Die aktuellen Zahlen für den Großraum Bremen und Bremerhaven untermauern die Dringlichkeit des Themas. Allein im Großraum Bremen warten derzeit knapp 80 Patienten auf lebensrettende Herzen, Lebern und Lungen. Die Zahl der tatsächlich vorgenommenen Transplantationen ist dagegen erschütternd: Nur zwei Transplantationen wurden im vergangenen Jahr aber in den Krankenhäusern in Bremen und Bremerhaven durchgeführt. Laut medizinischem Vorstand der DSO, Dr. med. Axel Rahmel, würde sich die Zahl der Organspenden bereits verdoppeln, wenn allein jedes der insgesamt über 1000 deutschen Kreiskrankenhäuser absolut gesehen nur ein Spender im Jahr melden würde. Aktuell beläuft sich die Zahl dieser Meldungen dagegen auf eine Spende alle sechs Jahre. Dabei kann schon allein ein Mensch mit seiner Spende den Organempfängern zusammen mehr als fünfzig neue Lebensjahre und natürlich Lebensqualität schenken.
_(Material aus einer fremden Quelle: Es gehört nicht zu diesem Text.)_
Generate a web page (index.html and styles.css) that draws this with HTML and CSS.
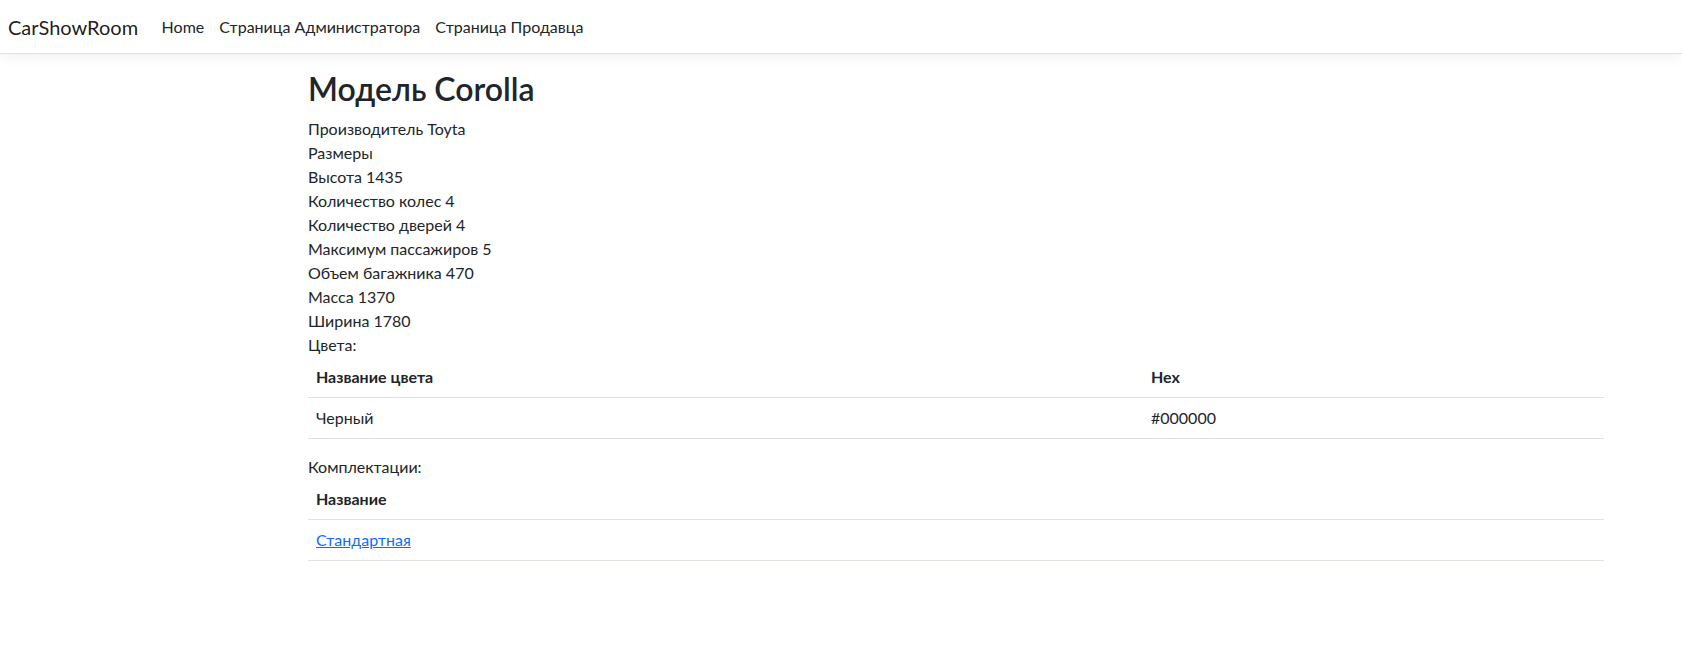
FILE: index.html
```html
<!DOCTYPE html>
<html lang="ru">
<head>
<meta charset="utf-8">
<title>CarShowRoom</title>
<link rel="stylesheet" href="styles.css">
</head>
<body>
<header class="navbar">
  <div class="navbar-inner">
    <a class="brand" href="#">CarShowRoom</a>
    <ul class="nav">
      <li><a class="nav-link" href="#">Home</a></li>
      <li><a class="nav-link" href="#">Страница Администратора</a></li>
      <li><a class="nav-link" href="#">Страница Продавца</a></li>
    </ul>
  </div>
</header>
<main class="container">
  <h1 class="title">Модель Corolla</h1>
  <div class="line">Производитель Toyta</div>
  <div class="line">Размеры</div>
  <div class="line">Высота 1435</div>
  <div class="line">Количество колес 4</div>
  <div class="line">Количество дверей 4</div>
  <div class="line">Максимум пассажиров 5</div>
  <div class="line">Объем багажника 470</div>
  <div class="line">Масса 1370</div>
  <div class="line">Ширина 1780</div>
  <div class="line">Цвета:</div>
  <table class="table">
    <thead>
      <tr><th class="col-name">Название цвета</th><th>Hex</th></tr>
    </thead>
    <tbody>
      <tr><td>Черный</td><td>#000000</td></tr>
    </tbody>
  </table>
  <div class="line">Комплектации:</div>
  <table class="table">
    <thead>
      <tr><th>Название</th></tr>
    </thead>
    <tbody>
      <tr><td><a class="link" href="#">Стандартная</a></td></tr>
    </tbody>
  </table>
</main>
</body>
</html>
```
FILE: styles.css
```css
* { box-sizing: border-box; }
html, body { margin: 0; padding: 0; }
body {
  font-family: Lato, "Noto Sans", sans-serif;
  font-size: 16px;
  line-height: 24px;
  color: #212529;
  background: #fff;
}
.navbar {
  background: #fff;
  border-bottom: 1px solid #dee2e6;
  box-shadow: 0 4px 12px rgba(0,0,0,.05);
}
.navbar-inner {
  height: 53px;
  display: flex;
  align-items: center;
  padding: 0 8px;
}
.brand {
  font-size: 20px;
  line-height: 30px;
  color: rgba(0,0,0,.9);
  text-decoration: none;
  margin-right: 16px;
}
.nav {
  display: flex;
  list-style: none;
  margin: 0;
  padding: 0;
}
.nav-link {
  display: block;
  padding: 8px 7.5px;
  color: #212529;
  text-decoration: none;
}
.container {
  max-width: 1320px;
  margin-left: 296px;
  padding: 16px 12px 0;
}
.title {
  font-size: 32px;
  font-weight: 600;
  line-height: 38.4px;
  margin: 0 0 9px;
}
.table {
  width: 100%;
  border-collapse: collapse;
  margin-bottom: 16px;
}
.table th, .table td {
  padding: 8px;
  text-align: left;
  border-bottom: 1px solid #dee2e6;
  vertical-align: top;
}
.table th { font-weight: 700; }
.col-name { width: 835px; }
.link { color: #0d6efd; text-decoration: underline; }
```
Auch im Hinblick auf die Öffentlichkeitsarbeit kann noch viel mehr getan werden. Zwar haben die deutschen Krankenkassen bereits Millionenbeträge aus Steuergeldern zur Durchführung von Aufklärungskampagnen erhalten. Bedauerlicherweise haben diese Kampagnen jedoch ihre Wirkung offenbar verfehlt. Hier müssen wir uns dringend klarwerden, wo die Gründe für dieses Scheitern liegen und was getan werden kann und muss, um künftig erfolgreicher zu sein. Letztendlich muss natürlich jeder für sich selbst entscheiden, ob er seine Organe spenden möchte oder nicht. Diese Entscheidung kann niemandem abgenommen werden. Was aber getan werden kann, um Ängste zu lindern und Betroffenen zu helfen, sollte unbedingt getan werden.

Hintergrund:

In Deutschland hoffen derzeit nach Angaben der Deutschen Stiftung Organtransplantation (DSO) mehr als 10.000 schwer kranke Menschen auf die Transplantation eines Organs. Für sie ist die Transplantation die einzige Möglichkeit, um zu überleben oder die Lebensqualität erheblich zu verbessern. Dies ist jedoch nur möglich, wenn Menschen bereit sind, ihre Organe nach dem Tod zu spenden. Diesen Wunsch der Verstorbenen umzusetzen, ist nach deutschem Recht gemeinsame Aufgabe der Krankenhäuser, der Transplantationszentren und der DSO. Sie nimmt die Meldungen möglicher Organspender entgegen und sorgt dafür, dass alle notwendigen medizinischen und organisatorischen Schritte vollzogen werden, damit Organe entnommen, an geeignete Patienten vermittelt und transplantiert werden können.